TASK PROMPT: Set the listing down unchanged, minus every embedded image.

SOURCE EXCERPT:
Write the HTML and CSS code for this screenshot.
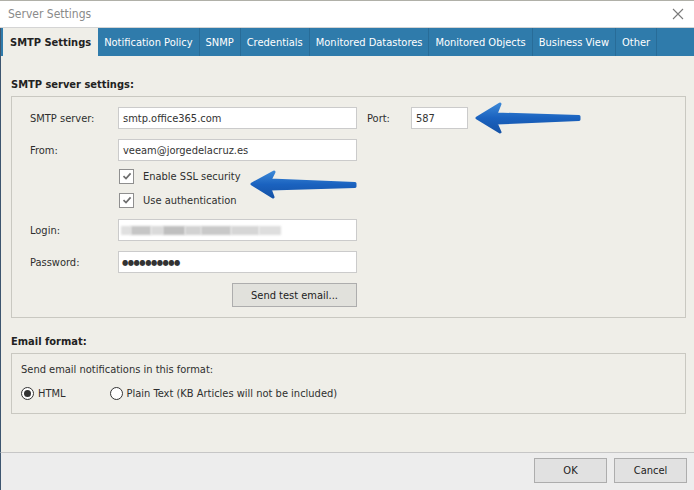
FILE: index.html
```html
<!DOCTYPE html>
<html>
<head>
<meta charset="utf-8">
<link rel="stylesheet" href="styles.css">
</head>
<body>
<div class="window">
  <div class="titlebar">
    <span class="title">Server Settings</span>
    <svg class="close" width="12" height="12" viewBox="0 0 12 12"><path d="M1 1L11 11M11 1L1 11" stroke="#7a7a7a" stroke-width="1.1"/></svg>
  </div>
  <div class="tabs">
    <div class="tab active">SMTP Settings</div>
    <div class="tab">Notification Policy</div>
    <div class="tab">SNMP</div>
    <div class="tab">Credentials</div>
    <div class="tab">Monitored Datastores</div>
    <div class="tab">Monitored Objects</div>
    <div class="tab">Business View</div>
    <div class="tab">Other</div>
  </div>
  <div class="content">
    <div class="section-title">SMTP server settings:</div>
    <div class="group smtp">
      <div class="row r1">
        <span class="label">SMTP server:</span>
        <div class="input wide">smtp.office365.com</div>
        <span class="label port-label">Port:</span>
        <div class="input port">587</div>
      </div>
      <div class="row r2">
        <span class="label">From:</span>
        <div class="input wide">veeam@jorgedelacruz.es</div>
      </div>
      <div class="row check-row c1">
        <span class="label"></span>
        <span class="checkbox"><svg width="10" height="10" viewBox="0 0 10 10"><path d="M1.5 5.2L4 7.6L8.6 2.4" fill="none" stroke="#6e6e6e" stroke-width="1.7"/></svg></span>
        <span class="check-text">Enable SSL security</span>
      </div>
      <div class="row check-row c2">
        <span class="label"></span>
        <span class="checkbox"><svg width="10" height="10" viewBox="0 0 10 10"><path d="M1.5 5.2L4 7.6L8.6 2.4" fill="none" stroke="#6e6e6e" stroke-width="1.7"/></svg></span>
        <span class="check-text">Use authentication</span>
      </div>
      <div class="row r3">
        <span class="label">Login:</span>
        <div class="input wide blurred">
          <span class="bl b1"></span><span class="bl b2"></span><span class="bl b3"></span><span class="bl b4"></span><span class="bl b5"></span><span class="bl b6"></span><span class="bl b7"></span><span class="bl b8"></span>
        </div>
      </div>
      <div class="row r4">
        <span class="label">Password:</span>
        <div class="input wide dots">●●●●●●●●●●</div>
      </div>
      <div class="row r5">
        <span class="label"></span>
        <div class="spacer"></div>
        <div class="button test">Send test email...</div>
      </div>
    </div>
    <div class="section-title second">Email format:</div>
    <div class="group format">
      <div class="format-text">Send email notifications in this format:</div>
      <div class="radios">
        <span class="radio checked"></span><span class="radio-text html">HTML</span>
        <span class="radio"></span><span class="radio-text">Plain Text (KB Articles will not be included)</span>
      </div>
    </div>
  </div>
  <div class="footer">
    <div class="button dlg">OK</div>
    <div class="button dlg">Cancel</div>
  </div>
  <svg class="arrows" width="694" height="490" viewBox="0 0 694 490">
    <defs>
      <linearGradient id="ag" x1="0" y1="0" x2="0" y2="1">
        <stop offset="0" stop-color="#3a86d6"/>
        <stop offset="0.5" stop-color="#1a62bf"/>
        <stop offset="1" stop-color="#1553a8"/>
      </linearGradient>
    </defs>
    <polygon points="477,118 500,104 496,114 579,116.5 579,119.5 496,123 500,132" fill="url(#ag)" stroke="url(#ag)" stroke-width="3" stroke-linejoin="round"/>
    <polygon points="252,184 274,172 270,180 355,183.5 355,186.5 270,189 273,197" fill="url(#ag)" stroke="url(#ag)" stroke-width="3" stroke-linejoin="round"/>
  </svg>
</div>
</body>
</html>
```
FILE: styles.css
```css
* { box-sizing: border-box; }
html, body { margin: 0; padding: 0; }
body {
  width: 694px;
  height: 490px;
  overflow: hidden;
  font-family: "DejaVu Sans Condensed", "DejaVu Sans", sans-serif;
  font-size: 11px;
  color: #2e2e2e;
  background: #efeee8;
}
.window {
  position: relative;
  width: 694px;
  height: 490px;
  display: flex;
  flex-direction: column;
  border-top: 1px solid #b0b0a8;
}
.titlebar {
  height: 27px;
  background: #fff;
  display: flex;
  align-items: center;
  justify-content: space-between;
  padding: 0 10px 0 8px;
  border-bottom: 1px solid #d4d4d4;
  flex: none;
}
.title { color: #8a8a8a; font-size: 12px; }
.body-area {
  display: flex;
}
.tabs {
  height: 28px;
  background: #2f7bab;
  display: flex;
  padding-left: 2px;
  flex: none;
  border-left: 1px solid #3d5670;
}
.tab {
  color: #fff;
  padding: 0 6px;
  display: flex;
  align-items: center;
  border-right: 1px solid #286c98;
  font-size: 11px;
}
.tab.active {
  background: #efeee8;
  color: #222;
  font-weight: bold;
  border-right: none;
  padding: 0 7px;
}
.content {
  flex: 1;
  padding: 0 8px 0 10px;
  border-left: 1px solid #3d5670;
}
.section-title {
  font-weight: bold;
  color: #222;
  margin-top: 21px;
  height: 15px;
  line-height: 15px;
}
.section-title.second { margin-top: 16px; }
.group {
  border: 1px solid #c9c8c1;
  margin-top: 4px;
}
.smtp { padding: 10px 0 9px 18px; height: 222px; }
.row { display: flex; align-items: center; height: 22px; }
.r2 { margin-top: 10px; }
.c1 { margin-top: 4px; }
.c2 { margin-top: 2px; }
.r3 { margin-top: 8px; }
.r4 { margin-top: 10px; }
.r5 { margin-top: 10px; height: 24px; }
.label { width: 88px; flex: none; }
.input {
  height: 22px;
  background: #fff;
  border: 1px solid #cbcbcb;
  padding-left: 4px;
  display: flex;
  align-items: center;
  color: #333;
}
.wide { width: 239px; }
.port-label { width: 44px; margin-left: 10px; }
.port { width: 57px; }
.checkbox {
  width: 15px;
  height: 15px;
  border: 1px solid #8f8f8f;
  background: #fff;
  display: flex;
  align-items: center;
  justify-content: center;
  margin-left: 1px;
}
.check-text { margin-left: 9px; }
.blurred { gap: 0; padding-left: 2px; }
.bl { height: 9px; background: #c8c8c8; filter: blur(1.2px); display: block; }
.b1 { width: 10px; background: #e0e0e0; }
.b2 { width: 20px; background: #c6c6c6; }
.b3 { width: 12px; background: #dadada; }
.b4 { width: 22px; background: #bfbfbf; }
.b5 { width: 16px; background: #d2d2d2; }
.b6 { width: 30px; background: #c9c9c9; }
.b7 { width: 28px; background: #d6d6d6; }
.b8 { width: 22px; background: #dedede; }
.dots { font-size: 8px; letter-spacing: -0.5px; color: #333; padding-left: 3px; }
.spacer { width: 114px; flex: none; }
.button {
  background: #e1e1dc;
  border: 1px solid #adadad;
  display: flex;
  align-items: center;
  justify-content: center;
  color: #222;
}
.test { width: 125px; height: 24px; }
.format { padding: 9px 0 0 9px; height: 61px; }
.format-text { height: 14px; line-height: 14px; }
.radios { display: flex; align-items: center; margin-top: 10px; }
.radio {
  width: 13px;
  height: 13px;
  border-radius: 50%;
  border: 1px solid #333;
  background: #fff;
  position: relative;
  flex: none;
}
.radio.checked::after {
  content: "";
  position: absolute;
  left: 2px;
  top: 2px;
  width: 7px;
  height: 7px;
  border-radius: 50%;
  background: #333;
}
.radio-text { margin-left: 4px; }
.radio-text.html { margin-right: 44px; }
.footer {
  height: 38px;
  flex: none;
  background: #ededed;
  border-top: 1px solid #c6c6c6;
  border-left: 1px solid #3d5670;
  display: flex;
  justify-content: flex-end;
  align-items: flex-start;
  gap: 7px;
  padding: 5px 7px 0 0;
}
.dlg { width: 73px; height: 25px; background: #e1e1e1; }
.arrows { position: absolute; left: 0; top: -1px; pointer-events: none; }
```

SOLUTION TO THIS EXERCISE:
Write the HTML and CSS code for this screenshot.
FILE: index.html
```html
<!DOCTYPE html>
<html>
<head>
<meta charset="utf-8">
<link rel="stylesheet" href="styles.css">
</head>
<body>
<div class="window">
  <div class="titlebar">
    <span class="title">Server Settings</span>
    <svg class="close" width="12" height="12" viewBox="0 0 12 12"><path d="M1 1L11 11M11 1L1 11" stroke="#7a7a7a" stroke-width="1.1"/></svg>
  </div>
  <div class="tabs">
    <div class="tab active">SMTP Settings</div>
    <div class="tab">Notification Policy</div>
    <div class="tab">SNMP</div>
    <div class="tab">Credentials</div>
    <div class="tab">Monitored Datastores</div>
    <div class="tab">Monitored Objects</div>
    <div class="tab">Business View</div>
    <div class="tab">Other</div>
  </div>
  <div class="content">
    <div class="section-title">SMTP server settings:</div>
    <div class="group smtp">
      <div class="row r1">
        <span class="label">SMTP server:</span>
        <div class="input wide">smtp.office365.com</div>
        <span class="label port-label">Port:</span>
        <div class="input port">587</div>
      </div>
      <div class="row r2">
        <span class="label">From:</span>
        <div class="input wide">veeam@jorgedelacruz.es</div>
      </div>
      <div class="row check-row c1">
        <span class="label"></span>
        <span class="checkbox"><svg width="10" height="10" viewBox="0 0 10 10"><path d="M1.5 5.2L4 7.6L8.6 2.4" fill="none" stroke="#6e6e6e" stroke-width="1.7"/></svg></span>
        <span class="check-text">Enable SSL security</span>
      </div>
      <div class="row check-row c2">
        <span class="label"></span>
        <span class="checkbox"><svg width="10" height="10" viewBox="0 0 10 10"><path d="M1.5 5.2L4 7.6L8.6 2.4" fill="none" stroke="#6e6e6e" stroke-width="1.7"/></svg></span>
        <span class="check-text">Use authentication</span>
      </div>
      <div class="row r3">
        <span class="label">Login:</span>
        <div class="input wide blurred">
          <span class="bl b1"></span><span class="bl b2"></span><span class="bl b3"></span><span class="bl b4"></span><span class="bl b5"></span><span class="bl b6"></span><span class="bl b7"></span><span class="bl b8"></span>
        </div>
      </div>
      <div class="row r4">
        <span class="label">Password:</span>
        <div class="input wide dots">●●●●●●●●●●</div>
      </div>
      <div class="row r5">
        <span class="label"></span>
        <div class="spacer"></div>
        <div class="button test">Send test email...</div>
      </div>
    </div>
    <div class="section-title second">Email format:</div>
    <div class="group format">
      <div class="format-text">Send email notifications in this format:</div>
      <div class="radios">
        <span class="radio checked"></span><span class="radio-text html">HTML</span>
        <span class="radio"></span><span class="radio-text">Plain Text (KB Articles will not be included)</span>
      </div>
    </div>
  </div>
  <div class="footer">
    <div class="button dlg">OK</div>
    <div class="button dlg">Cancel</div>
  </div>
  <svg class="arrows" width="694" height="490" viewBox="0 0 694 490">
    <defs>
      <linearGradient id="ag" x1="0" y1="0" x2="0" y2="1">
        <stop offset="0" stop-color="#3a86d6"/>
        <stop offset="0.5" stop-color="#1a62bf"/>
        <stop offset="1" stop-color="#1553a8"/>
      </linearGradient>
    </defs>
    <polygon points="477,118 500,104 496,114 579,116.5 579,119.5 496,123 500,132" fill="url(#ag)" stroke="url(#ag)" stroke-width="3" stroke-linejoin="round"/>
    <polygon points="252,184 274,172 270,180 355,183.5 355,186.5 270,189 273,197" fill="url(#ag)" stroke="url(#ag)" stroke-width="3" stroke-linejoin="round"/>
  </svg>
</div>
</body>
</html>
```
FILE: styles.css
```css
* { box-sizing: border-box; }
html, body { margin: 0; padding: 0; }
body {
  width: 694px;
  height: 490px;
  overflow: hidden;
  font-family: "DejaVu Sans Condensed", "DejaVu Sans", sans-serif;
  font-size: 11px;
  color: #2e2e2e;
  background: #efeee8;
}
.window {
  position: relative;
  width: 694px;
  height: 490px;
  display: flex;
  flex-direction: column;
  border-top: 1px solid #b0b0a8;
}
.titlebar {
  height: 27px;
  background: #fff;
  display: flex;
  align-items: center;
  justify-content: space-between;
  padding: 0 10px 0 8px;
  border-bottom: 1px solid #d4d4d4;
  flex: none;
}
.title { color: #8a8a8a; font-size: 12px; }
.body-area {
  display: flex;
}
.tabs {
  height: 28px;
  background: #2f7bab;
  display: flex;
  padding-left: 2px;
  flex: none;
  border-left: 1px solid #3d5670;
}
.tab {
  color: #fff;
  padding: 0 6px;
  display: flex;
  align-items: center;
  border-right: 1px solid #286c98;
  font-size: 11px;
}
.tab.active {
  background: #efeee8;
  color: #222;
  font-weight: bold;
  border-right: none;
  padding: 0 7px;
}
.content {
  flex: 1;
  padding: 0 8px 0 10px;
  border-left: 1px solid #3d5670;
}
.section-title {
  font-weight: bold;
  color: #222;
  margin-top: 21px;
  height: 15px;
  line-height: 15px;
}
.section-title.second { margin-top: 16px; }
.group {
  border: 1px solid #c9c8c1;
  margin-top: 4px;
}
.smtp { padding: 10px 0 9px 18px; height: 222px; }
.row { display: flex; align-items: center; height: 22px; }
.r2 { margin-top: 10px; }
.c1 { margin-top: 4px; }
.c2 { margin-top: 2px; }
.r3 { margin-top: 8px; }
.r4 { margin-top: 10px; }
.r5 { margin-top: 10px; height: 24px; }
.label { width: 88px; flex: none; }
.input {
  height: 22px;
  background: #fff;
  border: 1px solid #cbcbcb;
  padding-left: 4px;
  display: flex;
  align-items: center;
  color: #333;
}
.wide { width: 239px; }
.port-label { width: 44px; margin-left: 10px; }
.port { width: 57px; }
.checkbox {
  width: 15px;
  height: 15px;
  border: 1px solid #8f8f8f;
  background: #fff;
  display: flex;
  align-items: center;
  justify-content: center;
  margin-left: 1px;
}
.check-text { margin-left: 9px; }
.blurred { gap: 0; padding-left: 2px; }
.bl { height: 9px; background: #c8c8c8; filter: blur(1.2px); display: block; }
.b1 { width: 10px; background: #e0e0e0; }
.b2 { width: 20px; background: #c6c6c6; }
.b3 { width: 12px; background: #dadada; }
.b4 { width: 22px; background: #bfbfbf; }
.b5 { width: 16px; background: #d2d2d2; }
.b6 { width: 30px; background: #c9c9c9; }
.b7 { width: 28px; background: #d6d6d6; }
.b8 { width: 22px; background: #dedede; }
.dots { font-size: 8px; letter-spacing: -0.5px; color: #333; padding-left: 3px; }
.spacer { width: 114px; flex: none; }
.button {
  background: #e1e1dc;
  border: 1px solid #adadad;
  display: flex;
  align-items: center;
  justify-content: center;
  color: #222;
}
.test { width: 125px; height: 24px; }
.format { padding: 9px 0 0 9px; height: 61px; }
.format-text { height: 14px; line-height: 14px; }
.radios { display: flex; align-items: center; margin-top: 10px; }
.radio {
  width: 13px;
  height: 13px;
  border-radius: 50%;
  border: 1px solid #333;
  background: #fff;
  position: relative;
  flex: none;
}
.radio.checked::after {
  content: "";
  position: absolute;
  left: 2px;
  top: 2px;
  width: 7px;
  height: 7px;
  border-radius: 50%;
  background: #333;
}
.radio-text { margin-left: 4px; }
.radio-text.html { margin-right: 44px; }
.footer {
  height: 38px;
  flex: none;
  background: #ededed;
  border-top: 1px solid #c6c6c6;
  border-left: 1px solid #3d5670;
  display: flex;
  justify-content: flex-end;
  align-items: flex-start;
  gap: 7px;
  padding: 5px 7px 0 0;
}
.dlg { width: 73px; height: 25px; background: #e1e1e1; }
.arrows { position: absolute; left: 0; top: -1px; pointer-events: none; }
```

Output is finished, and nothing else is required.